— START Recorded information —

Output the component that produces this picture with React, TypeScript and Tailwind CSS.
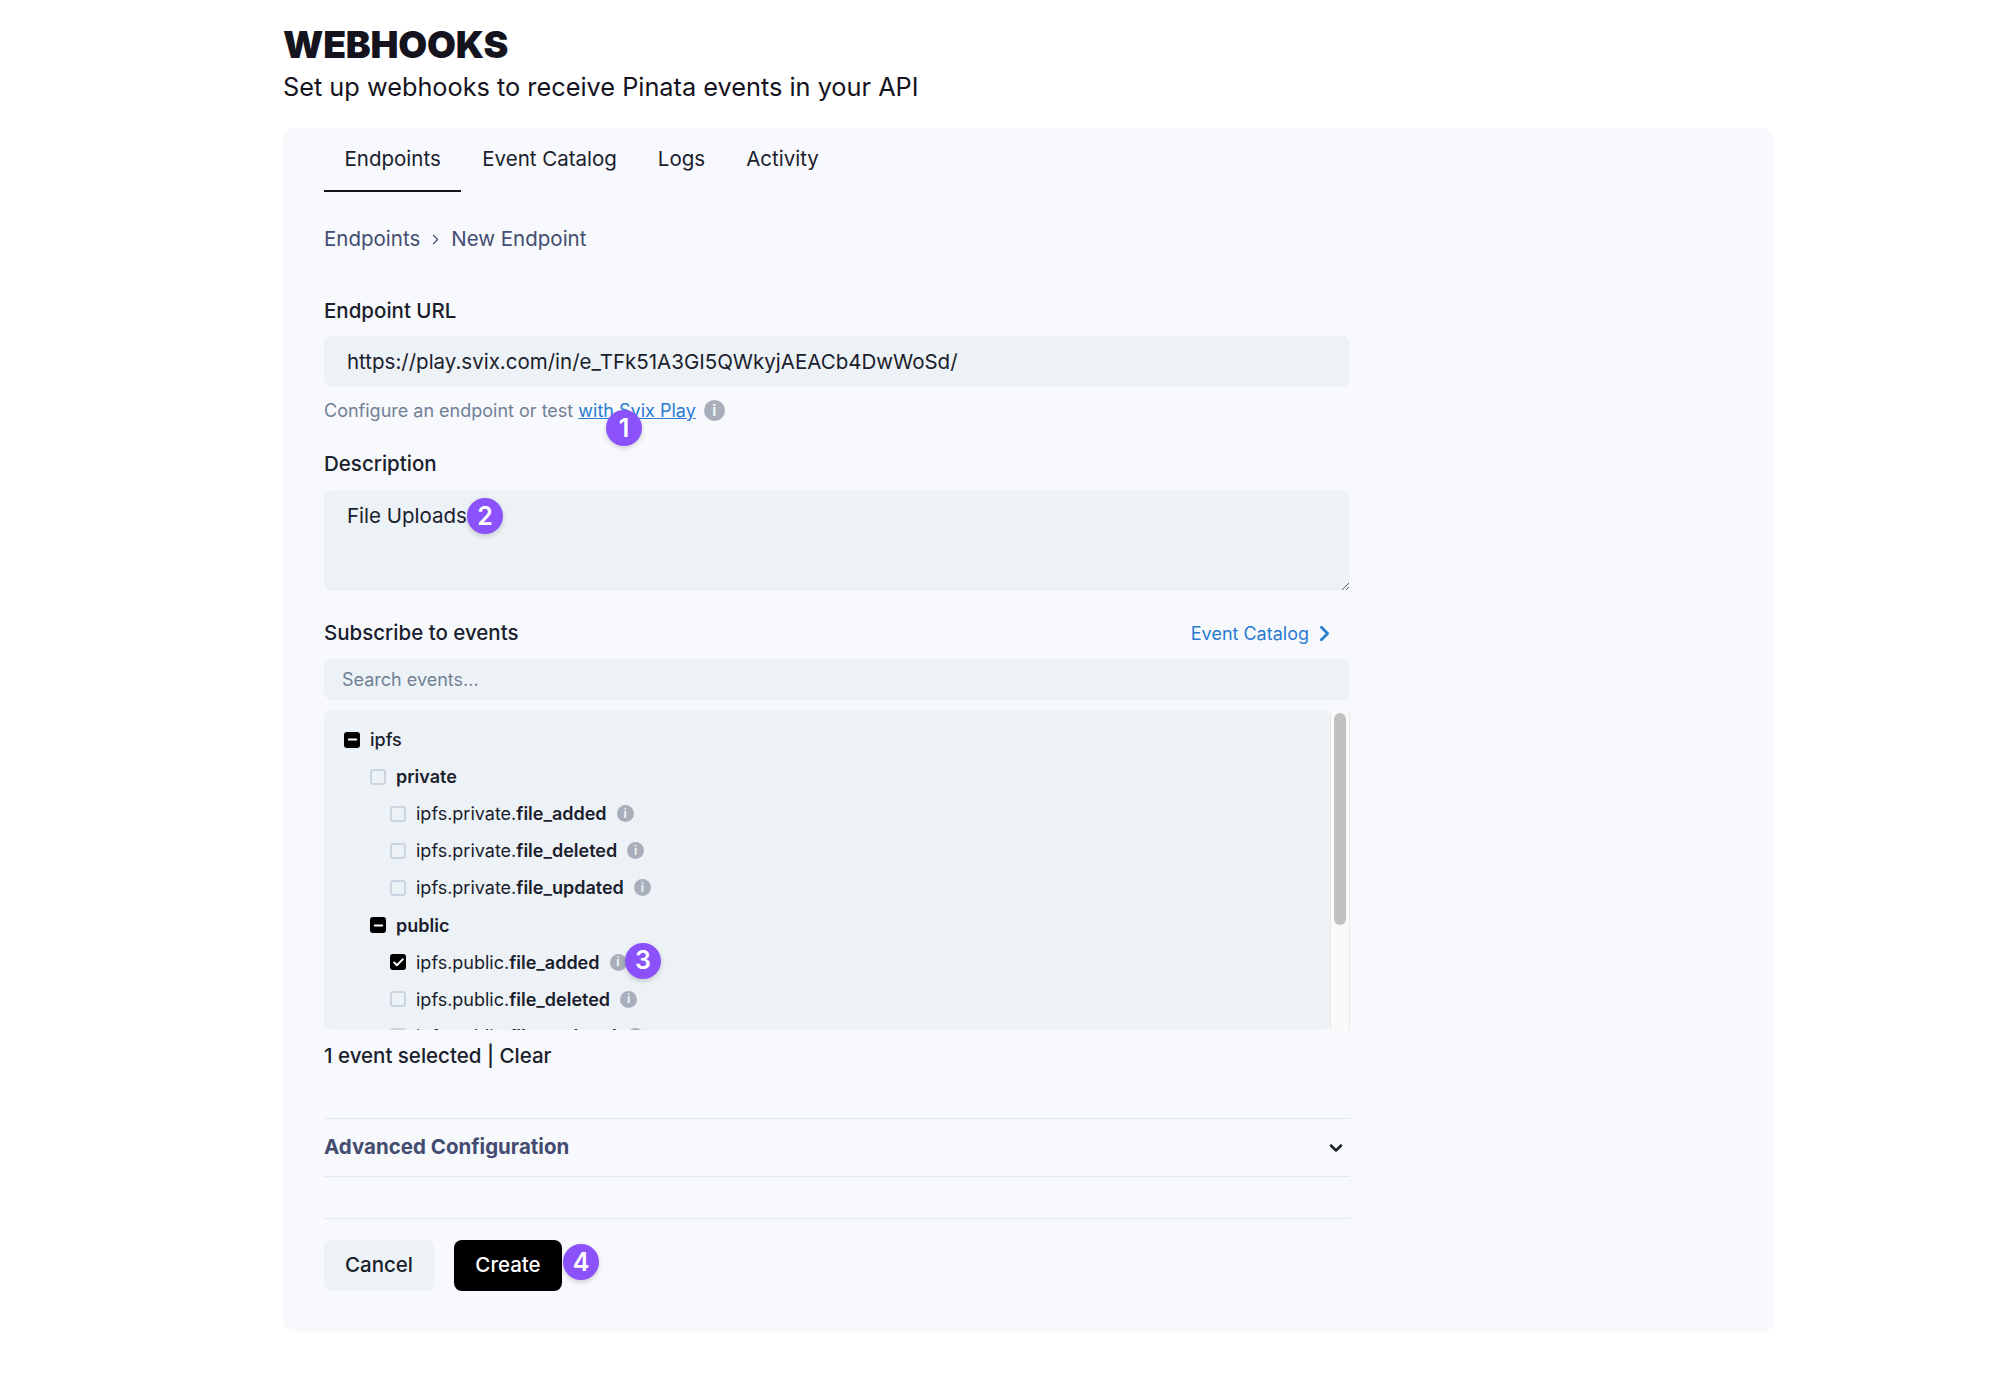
import React from "react";
import { ChevronRight, ChevronDown, Check, Minus } from "lucide-react";

function Badge({ n, className }: { n: number; className: string }) {
  return (
    <span className={`absolute z-10 flex h-[36px] w-[36px] items-center justify-center rounded-full bg-[#8b51fb] text-[25px] font-semibold leading-none text-white shadow-[0_2px_5px_rgba(0,0,0,0.18)] ${className}`}>
      {n}
    </span>
  );
}

function Info({ size = "h-[17px] w-[17px] text-[12px]" }: { size?: string }) {
  return (
    <span className={`flex shrink-0 items-center justify-center rounded-full bg-[#a8afba] font-bold leading-none text-[#edf2f7] ${size}`}>
      i
    </span>
  );
}

function Box({ state }: { state?: "minus" | "check" }) {
  if (state) {
    return (
      <span className="flex h-[16px] w-[16px] shrink-0 items-center justify-center rounded-[3px] bg-black text-white">
        {state === "minus" ? <Minus size={13} strokeWidth={3.5} /> : <Check size={13} strokeWidth={3.5} />}
      </span>
    );
  }
  return <span className="h-[16px] w-[16px] shrink-0 rounded-[3px] border-2 border-[#cbd5e0] bg-[#edf2f7]" />;
}

function Group({ label, state, indent, weight }: { label: string; state?: "minus"; indent: string; weight: string }) {
  return (
    <div className={`flex h-[37.1px] shrink-0 items-center gap-[10px] text-[18px] text-[#1a202c] ${indent} ${weight}`}>
      <Box state={state} />
      <span>{label}</span>
    </div>
  );
}

function Leaf({ prefix, name, state }: { prefix: string; name: string; state?: "check" }) {
  return (
    <div className="flex h-[37.1px] shrink-0 items-center gap-[10px] pl-[66px] text-[18px] text-[#1a202c]">
      <Box state={state} />
      <span>
        {prefix}
        <span className="font-semibold">{name}</span>
      </span>
      <Info />
    </div>
  );
}

export default function App() {
  return (
    <div className="min-h-[1383px] bg-white pl-[283px] pr-[226px] pt-[24px] font-['Inter',sans-serif] text-[#1a202c]">
      <h1 className="text-[37.3px] font-black leading-[42px] tracking-[-0.2px] text-[#14131e]">WEBHOOKS</h1>
      <p className="mt-[5px] text-[25.3px] leading-[32px] text-[#14131e]">Set up webhooks to receive Pinata events in your API</p>

      <div className="mt-[25px] h-[1204px] rounded-[12px] bg-[#f7f9fd] pl-[41px]">
        <div className="flex h-[64px] text-[20.5px] text-[#1a202c]">
          <div className="flex items-start border-b-[2px] border-[#14131e] px-[20.5px] pt-[17px] leading-[28px]">Endpoints</div>
          <div className="px-[21px] pt-[17px] leading-[28px]">Event Catalog</div>
          <div className="px-[20px] pt-[17px] leading-[28px]">Logs</div>
          <div className="px-[21px] pt-[17px] leading-[28px]">Activity</div>
        </div>

        <div className="w-[1026px]">
          <div className="mt-[33px] flex h-[28px] items-center text-[20.5px] text-[#444d72]">
            <span>Endpoints</span>
            <ChevronRight size={17} className="mx-[7px]" strokeWidth={1.6} />
            <span>New Endpoint</span>
          </div>

          <div className="mt-[44px] text-[20.5px] font-medium leading-[28px]">Endpoint URL</div>
          <input
            readOnly
            value="https://play.svix.com/in/e_TFk51A3GI5QWkyjAEACb4DwWoSd/"
            className="mt-[11px] block h-[51px] w-full rounded-[8px] bg-[#edf2f7] px-[23px] text-[20.5px] text-[#1a202c] outline-none"
          />
          <div className="relative mt-[10px] flex h-[26px] items-center text-[18px] text-[#718096]">
            <span>Configure an endpoint or test&nbsp;</span>
            <span className="text-[#2b7bd0] underline">with Svix Play</span>
            <span className="ml-[8px]"><Info size="h-[21px] w-[21px] text-[15px]" /></span>
            <Badge n={1} className="left-[282px] top-[13px]" />
          </div>

          <div className="mt-[27px] text-[20.5px] font-medium leading-[28px]">Description</div>
          <div className="relative mt-[12px]">
            <textarea
              readOnly
              defaultValue="File Uploads"
              className="block h-[101px] w-full resize-y rounded-[8px] bg-[#edf2f7] px-[23px] py-[12px] text-[20.5px] leading-[28px] text-[#1a202c] outline-none"
            />
            <Badge n={2} className="left-[143px] top-[8px]" />
          </div>

          <div className="mt-[28px] flex h-[28px] items-center justify-between text-[20.5px]">
            <span className="font-medium">Subscribe to events</span>
            <span className="mr-[13px] flex items-center text-[18px] text-[#2b7bd0]">
              Event Catalog
              <ChevronRight size={25} className="ml-[3px]" strokeWidth={2.6} />
            </span>
          </div>

          <input
            readOnly
            placeholder="Search events..."
            className="mt-[12px] block h-[41px] w-full rounded-[8px] bg-[#edf2f7] px-[18px] text-[18px] outline-none placeholder:text-[#718096]"
          />

          <div className="mt-[10px] flex h-[320px] overflow-hidden">
            <div className="relative flex min-w-0 flex-1 flex-col overflow-hidden rounded-[8px] bg-[#edf2f7] pt-[11px]">
              <Group label="ipfs" state="minus" indent="pl-[20px]" weight="font-medium" />
              <Group label="private" indent="pl-[46px]" weight="font-semibold" />
              <Leaf prefix="ipfs.private." name="file_added" />
              <Leaf prefix="ipfs.private." name="file_deleted" />
              <Leaf prefix="ipfs.private." name="file_updated" />
              <Group label="public" state="minus" indent="pl-[46px]" weight="font-semibold" />
              <div className="relative">
                <Leaf prefix="ipfs.public." name="file_added" state="check" />
                <Badge n={3} className="left-[301px] top-[-1px]" />
              </div>
              <Leaf prefix="ipfs.public." name="file_deleted" />
              <Leaf prefix="ipfs.public." name="file_updated" />
            </div>
            <div className="w-[20px] shrink-0 border-x border-[#e8e8e8] bg-[#fafafa] px-[3px] pt-[3px]">
              <div className="h-[212px] w-[12px] rounded-full bg-[#c1c1c1]" />
            </div>
          </div>

          <div className="mt-[12px] h-[28px] text-[20.5px] font-medium leading-[28px]">1 event selected | Clear</div>

          <div className="mt-[48px] flex h-[59px] items-center justify-between border-y-[1.5px] border-[#e2e8f0] pr-[4px]">
            <span className="text-[20.5px] font-bold text-[#434c70]">Advanced Configuration</span>
            <ChevronDown size={20} strokeWidth={3} className="text-[#1a202c]" />
          </div>

          <div className="mt-[41px] flex items-start gap-[20px] border-t border-[#e2e8f0] pt-[21px]">
            <button className="h-[51px] w-[110px] rounded-[8px] bg-[#edf2f7] text-[20.5px] font-medium text-[#1a202c]">Cancel</button>
            <div className="relative">
              <button className="h-[51px] w-[108px] rounded-[8px] bg-black text-[20.5px] font-medium text-white">Create</button>
              <Badge n={4} className="left-[109px] top-[4px]" />
            </div>
          </div>
        </div>
      </div>
    </div>
  );
}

— END Recorded information —

Each line from the top of the material through the line containing "ChevronDown, Check, Minus" should be reproduced exactly; please drop any images.

Output the component that produces this picture with React, TypeScript and Tailwind CSS.
import React from "react";
import { ChevronRight, ChevronDown, Check, Minus } from "lucide-react";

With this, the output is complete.